____ Supplied information

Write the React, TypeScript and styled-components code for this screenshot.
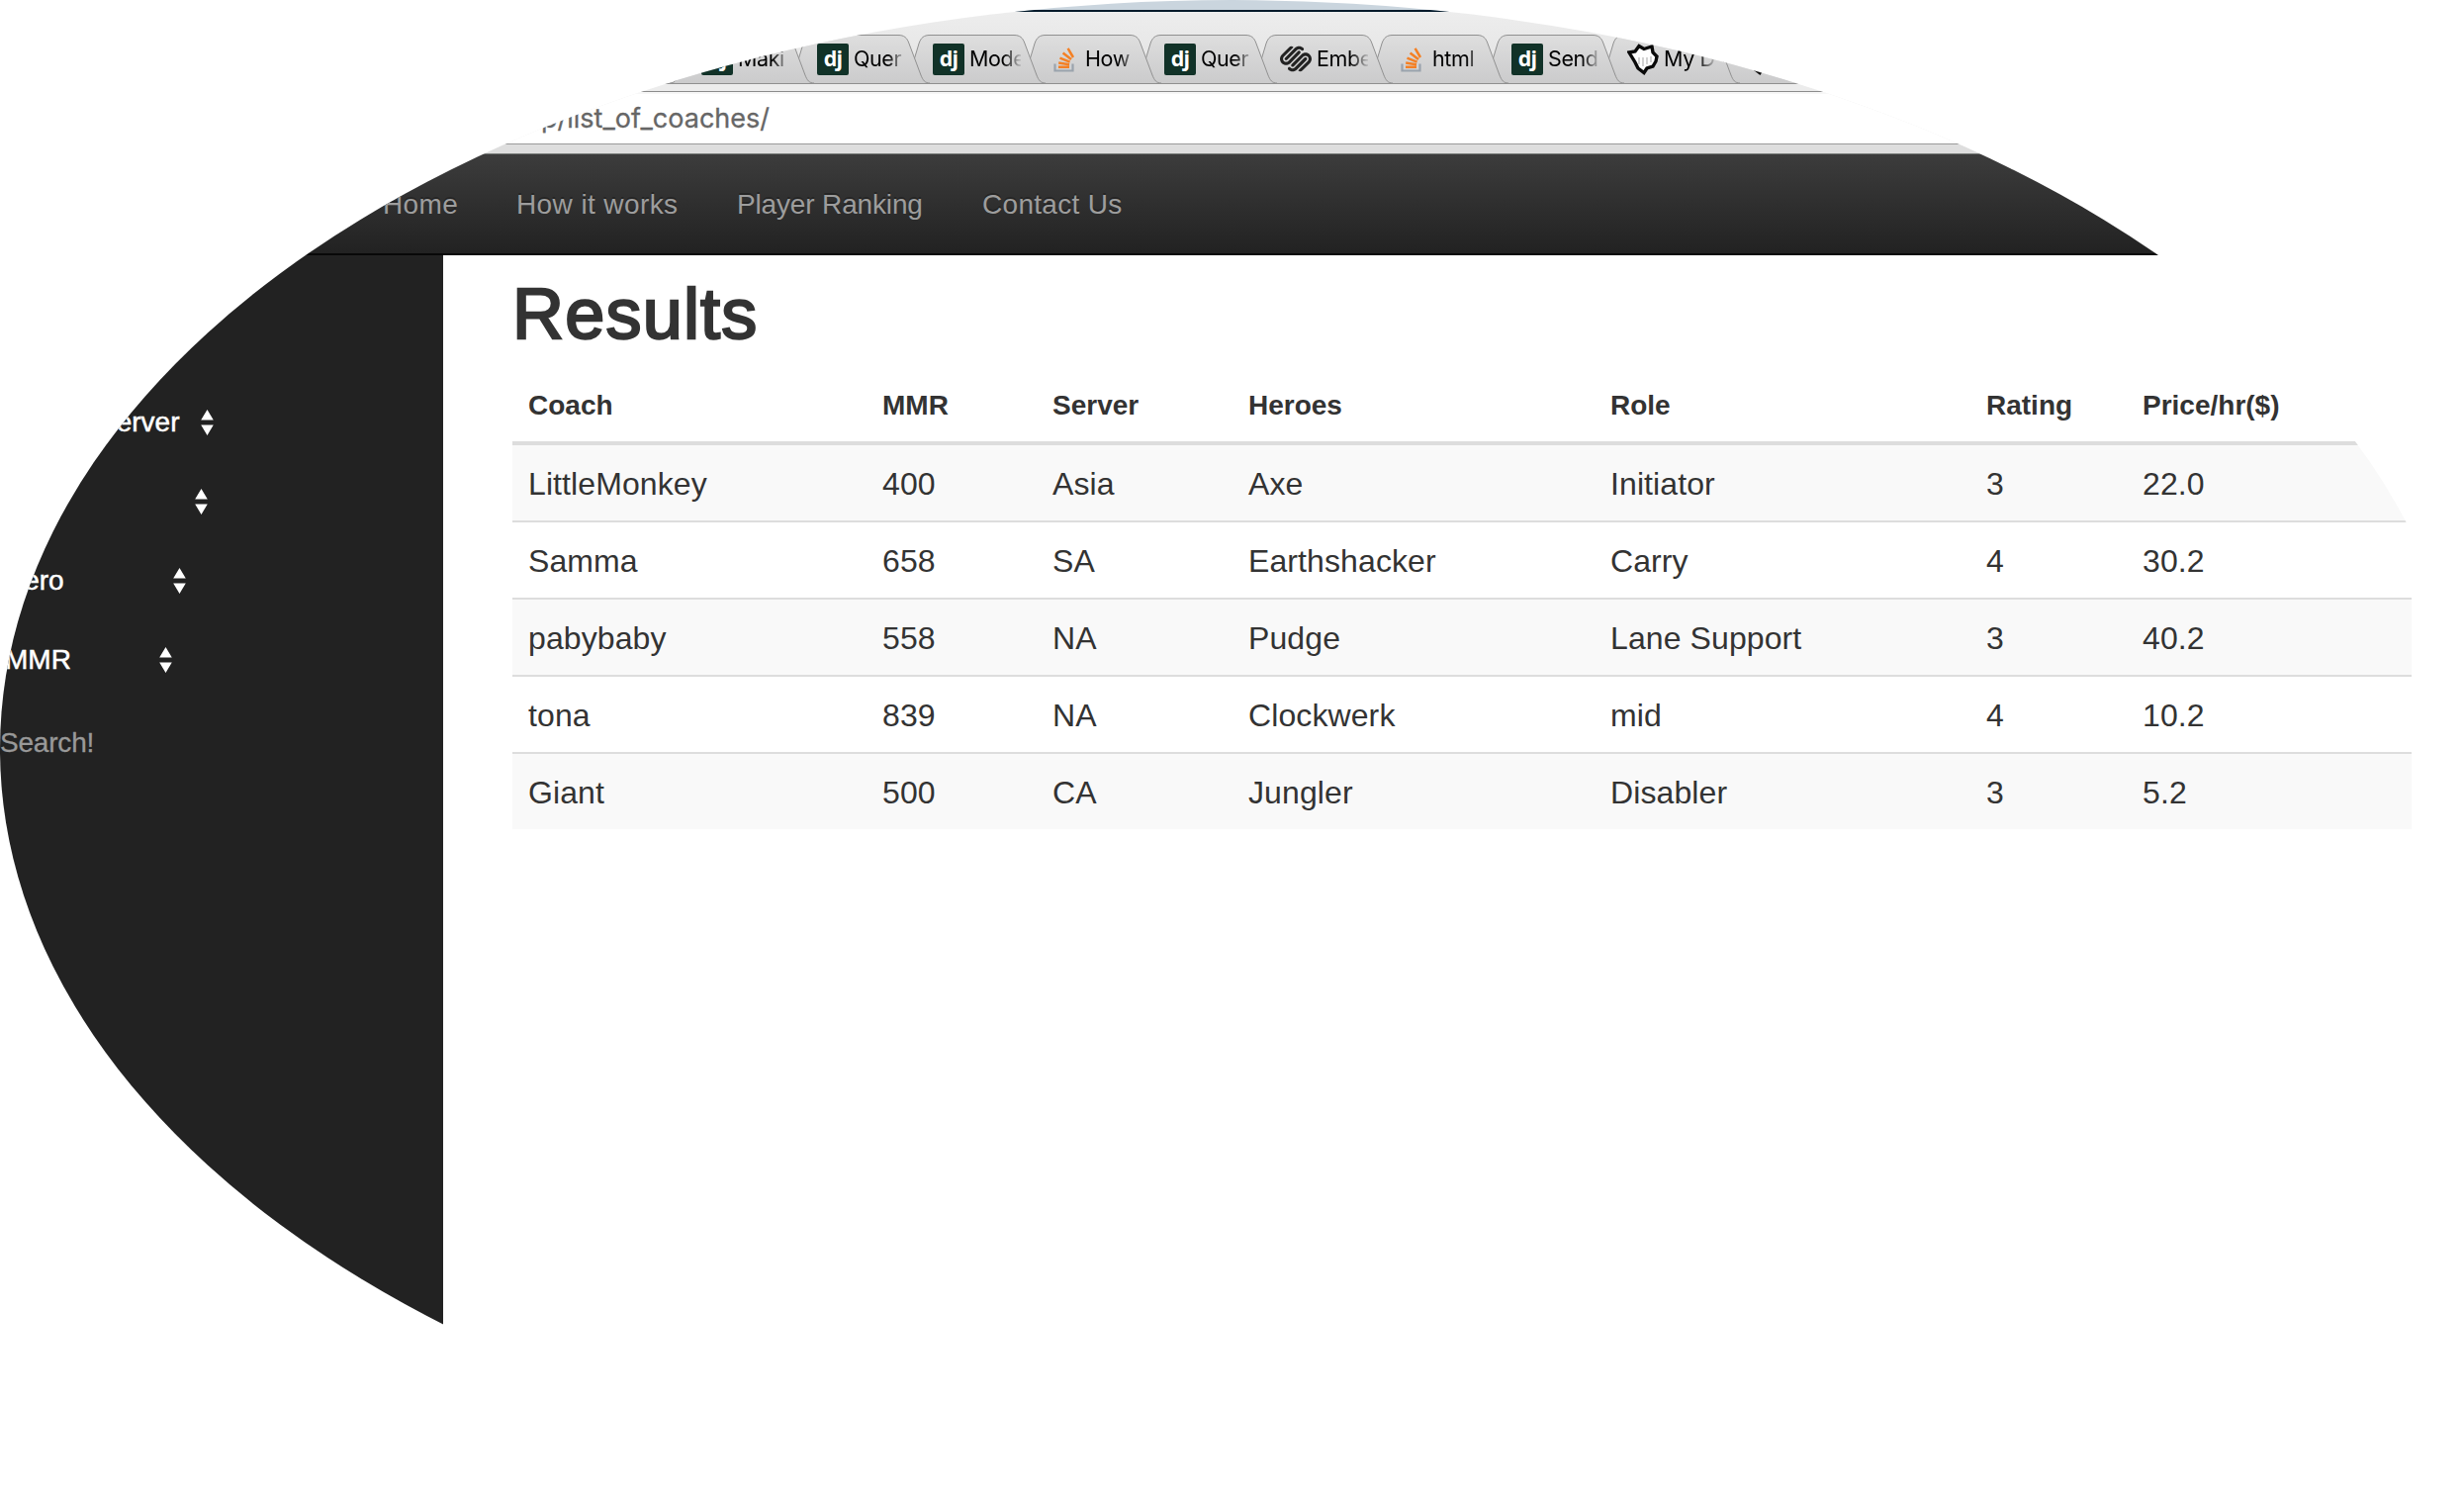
import React from 'react';
import styled, { createGlobalStyle } from 'styled-components';
import { SiSquarespace } from 'react-icons/si';

const Global = createGlobalStyle`
  html, body { margin: 0; background: #fff; }
  * { box-sizing: border-box; }
`;

const Page = styled.div`
  width: 2491px;
  height: 1514px;
  overflow: hidden;
  display: flex;
  flex-direction: column;
  background: #fff;
  color: #333;
  font-family: 'Liberation Sans', Arial, sans-serif;
  clip-path: ellipse(50% 50% at 50% 50%);
`;

const Desktop = styled.div`
  flex: none;
  height: 12px;
  background: #cad5de;
  border-bottom: 2px solid #031a2b;
`;

const TabStrip = styled.div`
  flex: none;
  display: flex;
  height: 73px;
  padding: 23px 0 0 691px;
  background: linear-gradient(#ededed, #e2e2e2);
  border-bottom: 1px solid #8f8f8f;
`;

const TabBox = styled.div<{ $order: number }>`
  flex: none;
  position: relative;
  z-index: ${(p) => 20 - p.$order};
  width: 117px;
  height: 49px;
  display: flex;
  align-items: center;
  padding-left: 18px;
`;

const TabShape = styled.svg`
  position: absolute;
  left: -16px;
  top: 0;
  z-index: -1;
`;

const IconSlot = styled.span`
  flex: none;
  width: 32px;
  height: 32px;
  display: flex;
  align-items: center;
  justify-content: center;
  color: #222;
`;

const DjangoMark = styled.span`
  width: 32px;
  height: 32px;
  border-radius: 2px;
  background: #113228;
  color: #fff;
  font: 700 21.5px/29px 'Open Sans', sans-serif;
  letter-spacing: -0.8px;
  text-align: center;
`;

const TabTitle = styled.span`
  width: 52px;
  margin-left: 5px;
  overflow: hidden;
  white-space: nowrap;
  color: #000;
  font: 400 21.5px/35px Inter, sans-serif;
  letter-spacing: -0.4px;
  mask-image: linear-gradient(90deg, #000 34px, transparent 54px);
`;

const Toolbar = styled.div`
  flex: none;
  height: 71px;
  display: flex;
  flex-direction: column;
  background: #ececec;
`;

const ToolbarEdge = styled.div`
  flex: none;
  height: 8px;
  border-bottom: 1px solid #8c8c8c;
`;

const AddressBar = styled.div`
  flex: none;
  height: 53px;
  padding: 0 0 0 547px;
  background: #fff;
  border-top: 2px solid #f7f7f7;
  border-bottom: 1px solid #9a9a9a;
  color: #666;
  font: 400 27px/50px Inter, sans-serif;
  -webkit-text-stroke: 0.3px #666;
  white-space: nowrap;
`;

const ToolbarFoot = styled.div`
  flex: 1;
  background: #dedede;
  border-bottom: 1px solid #777a78;
`;

const NavBar = styled.nav`
  flex: none;
  height: 102px;
  display: flex;
  gap: 60px;
  padding-left: 387px;
  background: linear-gradient(#3c3c3c, #222);
  border-bottom: 2px solid #080808;
`;

const NavLink = styled.a<{ $width: number; $tracking: number }>`
  width: ${(p) => p.$width}px;
  color: #9d9d9d;
  font-size: 28px;
  line-height: 101px;
  letter-spacing: ${(p) => p.$tracking}px;
  white-space: nowrap;
  text-shadow: 0 -2px 0 rgba(0, 0, 0, 0.25);
`;

const Body = styled.div`
  flex: 1;
  display: flex;
`;

const Sidebar = styled.aside`
  flex: none;
  width: 448px;
  padding-top: 129px;
  background: #222;
  color: #fff;
  font-size: 28px;
`;

const Select = styled.div<{ $start: number; $end: number }>`
  width: ${(p) => p.$end}px;
  height: 80px;
  padding-left: ${(p) => p.$start}px;
  display: flex;
  justify-content: space-between;
  line-height: 80px;
  -webkit-text-stroke: 0.5px #fff;
`;

const Arrows = styled.svg`
  display: block;
  margin-top: 27px;
`;

const SearchLink = styled.a`
  display: block;
  padding-top: 26px;
  color: #999;
  line-height: 36px;
  letter-spacing: -0.2px;
  -webkit-text-stroke: 0.3px #999;
`;

const Main = styled.main`
  width: 1990px;
  padding: 19px 0 0 70px;
`;

const Title = styled.h1`
  margin: 0;
  height: 95px;
  color: #333;
  font-size: 72px;
  font-weight: 400;
  line-height: 80px;
  letter-spacing: 1.2px;
  -webkit-text-stroke: 2.4px #333;
`;

const Table = styled.table`
  width: 1920px;
  table-layout: fixed;
  border-collapse: separate;
  border-spacing: 0;
`;

const Th = styled.th`
  height: 78px;
  padding: 2px 16px 0;
  border-bottom: 4px solid #ddd;
  text-align: left;
  font-size: 28px;
  line-height: 40px;
`;

const Row = styled.tr`
  &:nth-child(odd) { background: #f9f9f9; }
  & + & td { border-top: 2px solid #ddd; height: 78px; }
`;

const Td = styled.td`
  height: 76px;
  padding: 2px 16px 0;
  font-size: 32px;
  line-height: 44px;
  letter-spacing: 0.1px;
  font-kerning: none;
  white-space: nowrap;
`;

const StackIcon = () => (
  <svg width="22" height="26" viewBox="0 0 22 26" fill="none">
    <path d="M1.5 17.5V24.5H19.5V17.5" stroke="#9aa3ad" strokeWidth="2.2" />
    <path d="M5 20.8H16M5.2 16.6L16 18.2M6.5 11.6L16.6 15.6M9.6 6.4L18 13M14.6 1.8L20 11" stroke="#f48024" strokeWidth="2.5" />
  </svg>
);

const BearIcon = () => (
  <svg width="32" height="32" viewBox="0 0 32 32">
    <path d="M2 9L8 8L12 2.5L17 5.5L25 3L26 9L30 13L29 18L26 23L20 25L17 29.5L11 25L8 19L5 14Z" fill="#fff" stroke="#0a0a0a" strokeWidth="3.4" />
    <path d="M12 14V21M16 14V23M20 14V21M24 13V19" stroke="#bbb" strokeWidth="1.3" />
  </svg>
);

const icons: Record<string, React.ReactNode> = {
  dj: <DjangoMark>dj</DjangoMark>,
  stack: <StackIcon />,
  square: <SiSquarespace size={33} />,
  bear: <BearIcon />,
};

const tabs = [
  ['dj', 'Maki'], ['dj', 'Quer'], ['dj', 'Mode'], ['stack', 'How'], ['dj', 'Quer'],
  ['square', 'Embe'], ['stack', 'html'], ['dj', 'Send'], ['bear', 'My D'], ['bear', ''],
];

const Tab = ({ icon, title, order }: { icon: string; title: string; order: number }) => (
  <TabBox $order={order}>
    <TabShape width="150" height="50" viewBox="-16 0 150 50">
      <defs>
        <linearGradient id="tabFill" x1="0" y1="0" x2="0" y2="1">
          <stop offset="0" stopColor="#dedede" />
          <stop offset="1" stopColor="#cbcbcc" />
        </linearGradient>
      </defs>
      <path
        d="M-14 49C-8 49 -7 45 -5 39L4 9C6 3 9 .5 15 .5H100C106 .5 109 3 111 9L123 41C125 46 127 49 132 49"
        fill="url(#tabFill)"
        stroke="#909090"
      />
    </TabShape>
    <IconSlot>{icons[icon]}</IconSlot>
    <TabTitle>{title}</TabTitle>
  </TabBox>
);

const UpDown = () => (
  <Arrows width="13" height="26" viewBox="0 0 13 26" fill="#fff">
    <path d="M6.5 0L12.8 10.5H.2ZM6.5 26L12.8 15.5H.2Z" />
  </Arrows>
);

const filters = [
  { label: 'Server', start: 99, end: 216 },
  { label: '', start: 99, end: 210 },
  { label: 'Hero', start: 4, end: 188 },
  { label: 'MMR', start: 5, end: 174 },
];

const links: [string, number, number][] = [
  ['Home', 75, 0.4],
  ['How it works', 163, 0.4],
  ['Player Ranking', 188, -0.15],
  ['Contact Us', 143, 0.3],
];

const columns: [string, number][] = [
  ['Coach', 358], ['MMR', 172], ['Server', 198], ['Heroes', 366], ['Role', 380], ['Rating', 158], ['Price/hr($)', 288],
];

const coaches = [
  ['LittleMonkey', '400', 'Asia', 'Axe', 'Initiator', '3', '22.0'],
  ['Samma', '658', 'SA', 'Earthshacker', 'Carry', '4', '30.2'],
  ['pabybaby', '558', 'NA', 'Pudge', 'Lane Support', '3', '40.2'],
  ['tona', '839', 'NA', 'Clockwerk', 'mid', '4', '10.2'],
  ['Giant', '500', 'CA', 'Jungler', 'Disabler', '3', '5.2'],
];

export default function App() {
  return (
    <>
      <Global />
      <Page>
        <Desktop />
        <TabStrip>
          {tabs.map(([icon, title], i) => <Tab key={i} icon={icon} title={title} order={i} />)}
        </TabStrip>
        <Toolbar>
          <ToolbarEdge />
          <AddressBar>p/list_of_coaches/</AddressBar>
          <ToolbarFoot />
        </Toolbar>
        <NavBar>
          {links.map(([text, width, tracking]) => (
            <NavLink key={text} $width={width} $tracking={tracking}>{text}</NavLink>
          ))}
        </NavBar>
        <Body>
          <Sidebar>
            {filters.map((f) => (
              <Select key={f.end} $start={f.start} $end={f.end}>
                <span>{f.label}</span>
                <UpDown />
              </Select>
            ))}
            <SearchLink>Search!</SearchLink>
          </Sidebar>
          <Main>
            <Title>Results</Title>
            <Table>
              <colgroup>{columns.map(([name, width]) => <col key={name} width={width} />)}</colgroup>
              <thead><tr>{columns.map(([name]) => <Th key={name}>{name}</Th>)}</tr></thead>
              <tbody>
                {coaches.map((coach) => (
                  <Row key={coach[0]}>{coach.map((cell, i) => <Td key={i}>{cell}</Td>)}</Row>
                ))}
              </tbody>
            </Table>
          </Main>
        </Body>
      </Page>
    </>
  );
}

________

Copy all lines from the material that hold "components".

Write the React, TypeScript and styled-components code for this screenshot.
import styled, { createGlobalStyle } from 'styled-components';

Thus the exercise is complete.